→ SOURCE DATA
_ _ _

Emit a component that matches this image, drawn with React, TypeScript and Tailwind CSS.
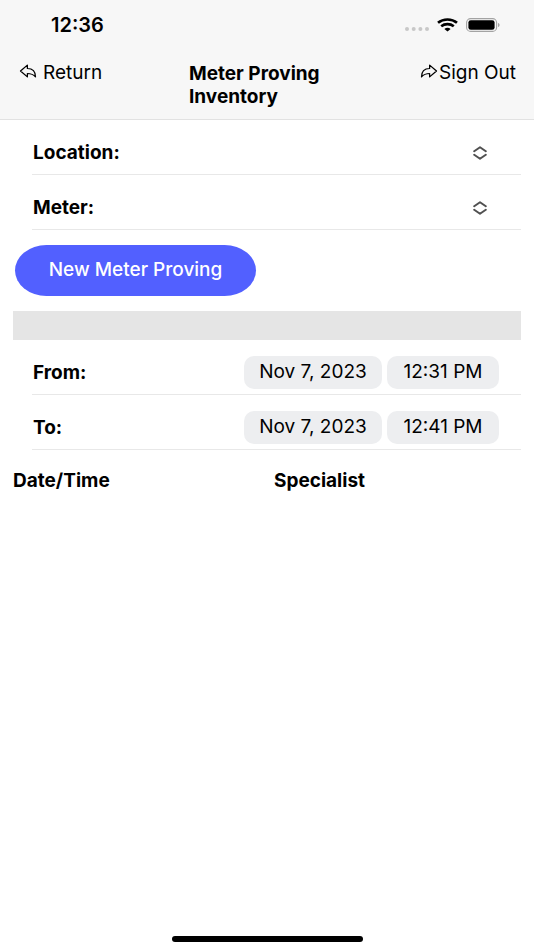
import type { ReactNode } from "react";
import { IoArrowRedoOutline, IoArrowUndoOutline } from "react-icons/io5";

type SelectRowProps = {
  id: string;
  label: string;
};

type DateRowProps = {
  id: string;
  label: string;
  date: string;
  time: string;
};

function StatusBar() {
  return (
    <div className="flex h-[50px] items-center justify-between pr-[34px] pl-[51px]">
      <span className="text-[20px] leading-6 font-semibold">12:36</span>
      <div className="flex items-center gap-2">
        <svg className="mt-2 h-1 w-6" viewBox="0 0 24 4" fill="#c8c8c8" aria-hidden="true">
          <circle cx="2" cy="2" r="2" />
          <circle cx="8.7" cy="2" r="2" />
          <circle cx="15.4" cy="2" r="2" />
          <circle cx="22" cy="2" r="2" />
        </svg>
        <svg className="h-[14px] w-[21px]" viewBox="0 0 21 14" fill="none" stroke="#000" aria-hidden="true">
          <path d="M1 4.8C6.3.4 14.7.4 20 4.8" strokeWidth="2.7" />
          <path d="M4.2 8.3c3.6-2.9 9-2.9 12.6 0" strokeWidth="2.6" />
          <path d="M7.4 10.9c1.8-1.4 4.4-1.4 6.2 0L10.5 13.6z" fill="#000" stroke="none" />
        </svg>
        <svg className="h-[14px] w-[34px]" viewBox="0 0 34 14" aria-hidden="true">
          <rect x="0.6" y="0.6" width="30" height="12.8" rx="4" fill="none" stroke="#a3a3a3" strokeWidth="1.1" />
          <rect x="2.4" y="2.2" width="26.2" height="9.6" rx="2.4" fill="#000" />
          <path d="M32 5c2.1.6 2.1 3.4 0 4z" fill="#a3a3a3" />
        </svg>
      </div>
    </div>
  );
}

function Header() {
  return (
    <header className="border-b border-[#e2e2e2] bg-[#f7f7f7]">
      <StatusBar />
      <div className="grid grid-cols-[1fr_auto_1fr] items-start px-[18px] pt-3 pb-[11px]">
        <button type="button" className="flex items-center gap-[5px] justify-self-start text-[19px] leading-5">
          <IoArrowUndoOutline className="mb-1 h-[18px] w-5" preserveAspectRatio="none" aria-hidden="true" />
          Return
        </button>
        <h1 className="w-[156px] text-[19px] leading-[23px] font-bold">Meter Proving Inventory</h1>
        <button type="button" className="flex items-center justify-self-end text-[19px] leading-5">
          <IoArrowRedoOutline className="mb-1 h-[18px] w-5" preserveAspectRatio="none" aria-hidden="true" />
          Sign Out
        </button>
      </div>
    </header>
  );
}

function Row({ children }: { children: ReactNode }) {
  return (
    <div className="mr-[13px] ml-8 flex h-[55px] items-center justify-between border-b border-[#e8e8e8] pt-[11px] pl-px">
      {children}
    </div>
  );
}

function SelectRow({ id, label }: SelectRowProps) {
  return (
    <Row>
      <label htmlFor={id} className="text-[19px] leading-6 font-bold">
        {label}
      </label>
      <div className="relative ml-4 flex flex-1 items-center">
        <select id={id} defaultValue="" className="h-8 w-full appearance-none bg-transparent text-[19px]">
          <option value=""></option>
        </select>
        <svg
          className="pointer-events-none absolute right-[34px] h-[14px] w-[14px]"
          viewBox="0 0 14 14"
          fill="none"
          stroke="#505050"
          strokeWidth="2"
          strokeLinecap="round"
          strokeLinejoin="round"
          aria-hidden="true"
        >
          <path d="M1.2 5.3 7 1.3 12.8 5.3M1.2 8.7 7 12.7 12.8 8.7" />
        </svg>
      </div>
    </Row>
  );
}

function DateRow({ id, label, date, time }: DateRowProps) {
  return (
    <Row>
      <span id={id} className="text-[19px] leading-6 font-bold">
        {label}
      </span>
      <div role="group" aria-labelledby={id} className="mr-[22px] flex gap-[5px]">
        <button type="button" className="h-[33px] w-[138px] rounded-[10px] bg-[#edeef0] text-[19px] whitespace-nowrap">
          {date}
        </button>
        <button type="button" className="h-[33px] w-[112px] rounded-[10px] bg-[#edeef0] text-[19px] whitespace-nowrap">
          {time}
        </button>
      </div>
    </Row>
  );
}

export default function App() {
  return (
    <div className="flex min-h-screen flex-col bg-white font-['Inter','Liberation_Sans',sans-serif] text-black">
      <Header />
      <main className="flex-1">
        <SelectRow id="location" label="Location:" />
        <SelectRow id="meter" label="Meter:" />
        <div className="px-[15px] py-[15px]">
          <button
            type="button"
            className="h-[51px] w-[241px] rounded-[32px/26px] bg-[#5260ff] text-[19px] font-medium text-white"
          >
            New Meter Proving
          </button>
        </div>
        <div className="mx-[13px] h-[29px] bg-[#e5e5e5]" />
        <DateRow id="from" label="From:" date="Nov 7, 2023" time="12:31 PM" />
        <DateRow id="to" label="To:" date="Nov 7, 2023" time="12:41 PM" />
        <div className="px-[13px] pt-[19px]">
          <table className="w-full table-fixed text-left text-[19px] leading-6">
            <thead>
              <tr>
                <th className="w-1/2 font-bold">Date/Time</th>
                <th className="pl-[7px] font-bold">Specialist</th>
              </tr>
            </thead>
          </table>
        </div>
      </main>
      <div className="mx-auto mb-2 h-[6px] w-[191px] rounded-full bg-black" />
    </div>
  );
}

_ _ _

Reproduce the data verbatim. Do not carry any picture into the copy.

→ EXERCISE RESULT
Emit a component that matches this image, drawn with React, TypeScript and Tailwind CSS.
import type { ReactNode } from "react";
import { IoArrowRedoOutline, IoArrowUndoOutline } from "react-icons/io5";

type SelectRowProps = {
  id: string;
  label: string;
};

type DateRowProps = {
  id: string;
  label: string;
  date: string;
  time: string;
};

function StatusBar() {
  return (
    <div className="flex h-[50px] items-center justify-between pr-[34px] pl-[51px]">
      <span className="text-[20px] leading-6 font-semibold">12:36</span>
      <div className="flex items-center gap-2">
        <svg className="mt-2 h-1 w-6" viewBox="0 0 24 4" fill="#c8c8c8" aria-hidden="true">
          <circle cx="2" cy="2" r="2" />
          <circle cx="8.7" cy="2" r="2" />
          <circle cx="15.4" cy="2" r="2" />
          <circle cx="22" cy="2" r="2" />
        </svg>
        <svg className="h-[14px] w-[21px]" viewBox="0 0 21 14" fill="none" stroke="#000" aria-hidden="true">
          <path d="M1 4.8C6.3.4 14.7.4 20 4.8" strokeWidth="2.7" />
          <path d="M4.2 8.3c3.6-2.9 9-2.9 12.6 0" strokeWidth="2.6" />
          <path d="M7.4 10.9c1.8-1.4 4.4-1.4 6.2 0L10.5 13.6z" fill="#000" stroke="none" />
        </svg>
        <svg className="h-[14px] w-[34px]" viewBox="0 0 34 14" aria-hidden="true">
          <rect x="0.6" y="0.6" width="30" height="12.8" rx="4" fill="none" stroke="#a3a3a3" strokeWidth="1.1" />
          <rect x="2.4" y="2.2" width="26.2" height="9.6" rx="2.4" fill="#000" />
          <path d="M32 5c2.1.6 2.1 3.4 0 4z" fill="#a3a3a3" />
        </svg>
      </div>
    </div>
  );
}

function Header() {
  return (
    <header className="border-b border-[#e2e2e2] bg-[#f7f7f7]">
      <StatusBar />
      <div className="grid grid-cols-[1fr_auto_1fr] items-start px-[18px] pt-3 pb-[11px]">
        <button type="button" className="flex items-center gap-[5px] justify-self-start text-[19px] leading-5">
          <IoArrowUndoOutline className="mb-1 h-[18px] w-5" preserveAspectRatio="none" aria-hidden="true" />
          Return
        </button>
        <h1 className="w-[156px] text-[19px] leading-[23px] font-bold">Meter Proving Inventory</h1>
        <button type="button" className="flex items-center justify-self-end text-[19px] leading-5">
          <IoArrowRedoOutline className="mb-1 h-[18px] w-5" preserveAspectRatio="none" aria-hidden="true" />
          Sign Out
        </button>
      </div>
    </header>
  );
}

function Row({ children }: { children: ReactNode }) {
  return (
    <div className="mr-[13px] ml-8 flex h-[55px] items-center justify-between border-b border-[#e8e8e8] pt-[11px] pl-px">
      {children}
    </div>
  );
}

function SelectRow({ id, label }: SelectRowProps) {
  return (
    <Row>
      <label htmlFor={id} className="text-[19px] leading-6 font-bold">
        {label}
      </label>
      <div className="relative ml-4 flex flex-1 items-center">
        <select id={id} defaultValue="" className="h-8 w-full appearance-none bg-transparent text-[19px]">
          <option value=""></option>
        </select>
        <svg
          className="pointer-events-none absolute right-[34px] h-[14px] w-[14px]"
          viewBox="0 0 14 14"
          fill="none"
          stroke="#505050"
          strokeWidth="2"
          strokeLinecap="round"
          strokeLinejoin="round"
          aria-hidden="true"
        >
          <path d="M1.2 5.3 7 1.3 12.8 5.3M1.2 8.7 7 12.7 12.8 8.7" />
        </svg>
      </div>
    </Row>
  );
}

function DateRow({ id, label, date, time }: DateRowProps) {
  return (
    <Row>
      <span id={id} className="text-[19px] leading-6 font-bold">
        {label}
      </span>
      <div role="group" aria-labelledby={id} className="mr-[22px] flex gap-[5px]">
        <button type="button" className="h-[33px] w-[138px] rounded-[10px] bg-[#edeef0] text-[19px] whitespace-nowrap">
          {date}
        </button>
        <button type="button" className="h-[33px] w-[112px] rounded-[10px] bg-[#edeef0] text-[19px] whitespace-nowrap">
          {time}
        </button>
      </div>
    </Row>
  );
}

export default function App() {
  return (
    <div className="flex min-h-screen flex-col bg-white font-['Inter','Liberation_Sans',sans-serif] text-black">
      <Header />
      <main className="flex-1">
        <SelectRow id="location" label="Location:" />
        <SelectRow id="meter" label="Meter:" />
        <div className="px-[15px] py-[15px]">
          <button
            type="button"
            className="h-[51px] w-[241px] rounded-[32px/26px] bg-[#5260ff] text-[19px] font-medium text-white"
          >
            New Meter Proving
          </button>
        </div>
        <div className="mx-[13px] h-[29px] bg-[#e5e5e5]" />
        <DateRow id="from" label="From:" date="Nov 7, 2023" time="12:31 PM" />
        <DateRow id="to" label="To:" date="Nov 7, 2023" time="12:41 PM" />
        <div className="px-[13px] pt-[19px]">
          <table className="w-full table-fixed text-left text-[19px] leading-6">
            <thead>
              <tr>
                <th className="w-1/2 font-bold">Date/Time</th>
                <th className="pl-[7px] font-bold">Specialist</th>
              </tr>
            </thead>
          </table>
        </div>
      </main>
      <div className="mx-auto mb-2 h-[6px] w-[191px] rounded-full bg-black" />
    </div>
  );
}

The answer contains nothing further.